Saturday, July 23, 2016

Trump's Success Explained in Two Sentences


I spotted this as a "Noted" comment at the bottom of page 16 in the July 15 This Week magazine. It seemed so ridiculous I couldn't believe it, so I went looking for verification elsewhere. I found it at Bloomberg:
Of the 11.6 million jobs added since the rebound took hold in 2010,  about 99 percent — or 11.5 million jobs — were filled by people with either at least some college education, a bachelor's degree or better, according to a study by Georgetown University's Center on Education and the Workforce. Only 80,000 spots went to workers with a high school diploma or less ....

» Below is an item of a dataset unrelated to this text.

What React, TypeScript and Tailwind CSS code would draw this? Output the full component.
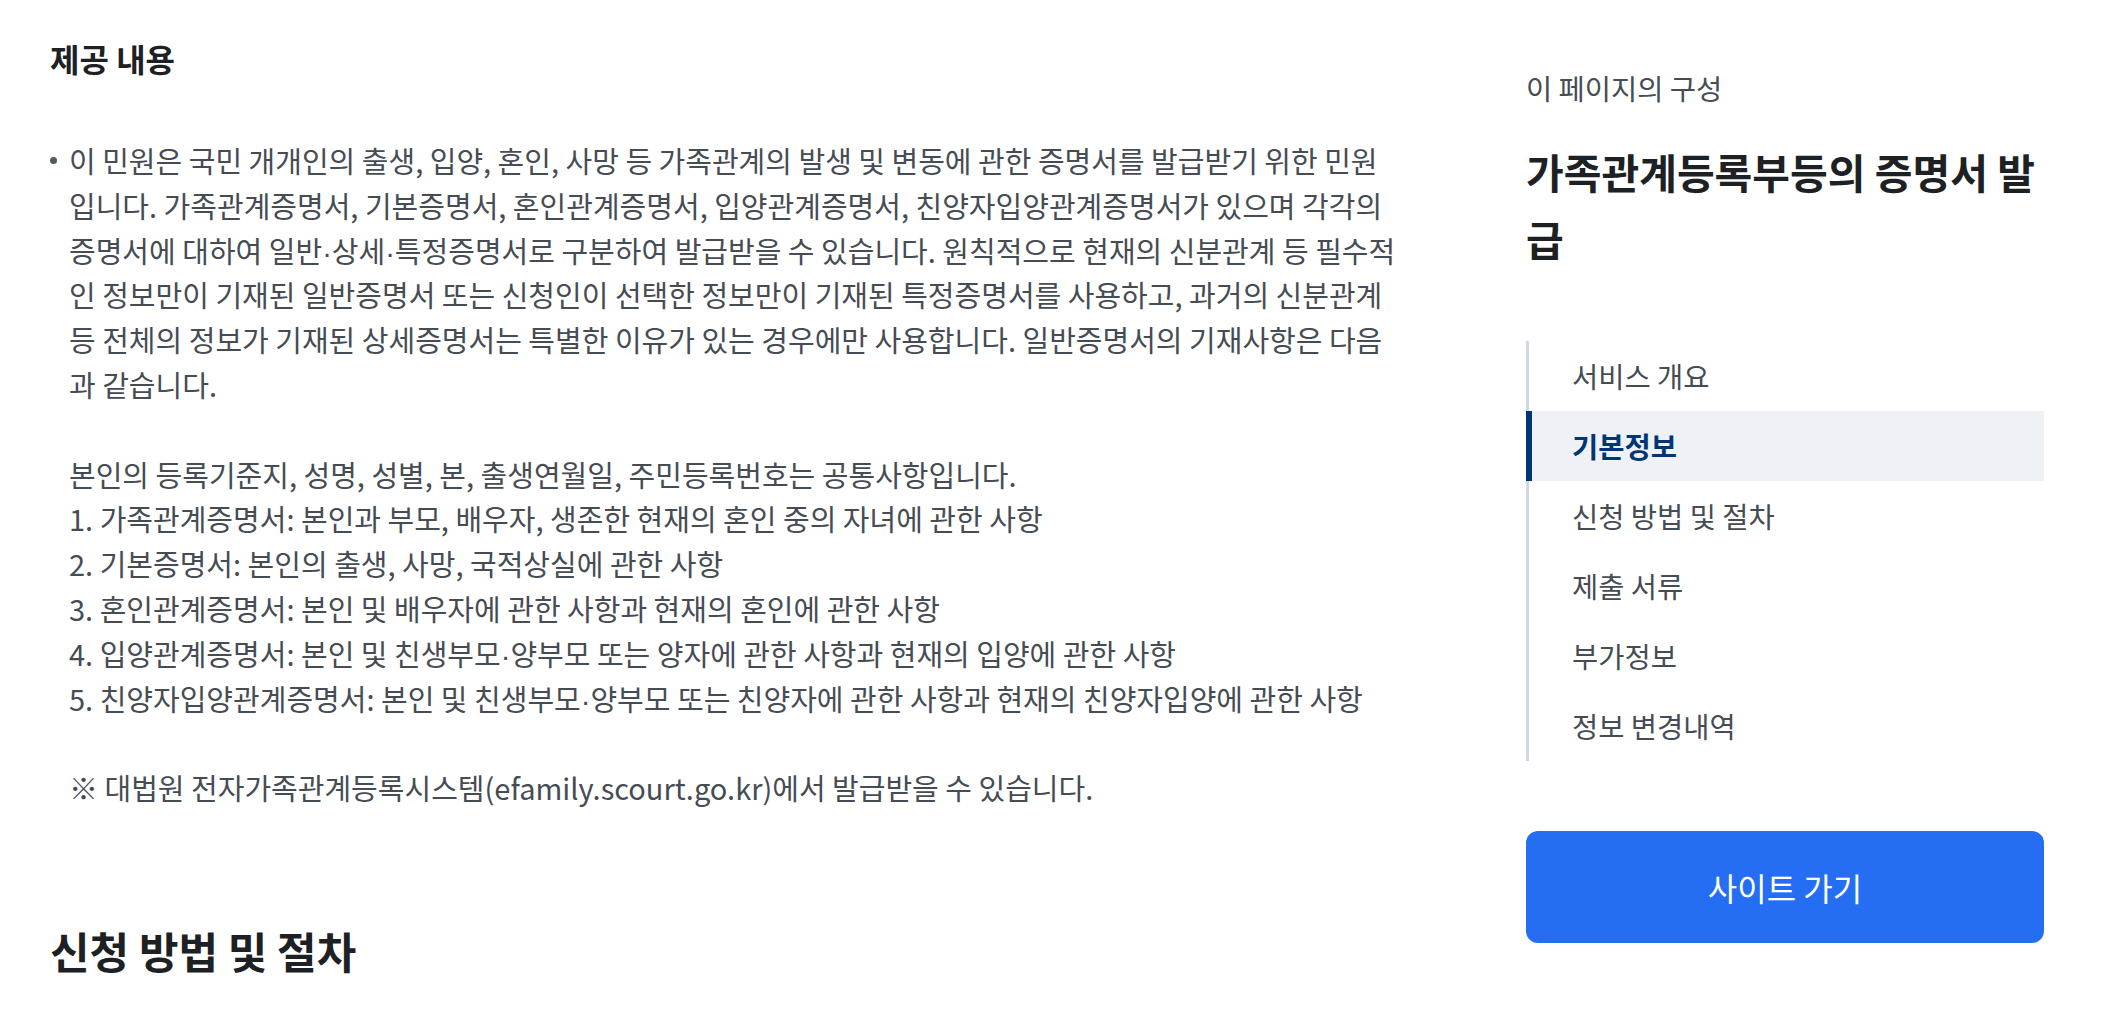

That's amazing, and I'm still having trouble believing the numbers, if not the direction the statistics are pointing.

Although we saw plenty of articles claim that the median income of Trump supporters was as high as any of his primary opponents, that did not tell the whole story.

According to Politico in March:
[V]oters without a college education are Trump’s core base of support. More non-college-educated voters than ones with college degrees have supported Trump in every single primary and caucus so far, according to exit polls. In those states, voters without degrees were over 11 percentage points more likely to support Trump, on average.
Our failure to create a balanced economy – one in which there are employment opportunities for everyone – is the cause of this threat to the Republic named Trump. We've got work to do.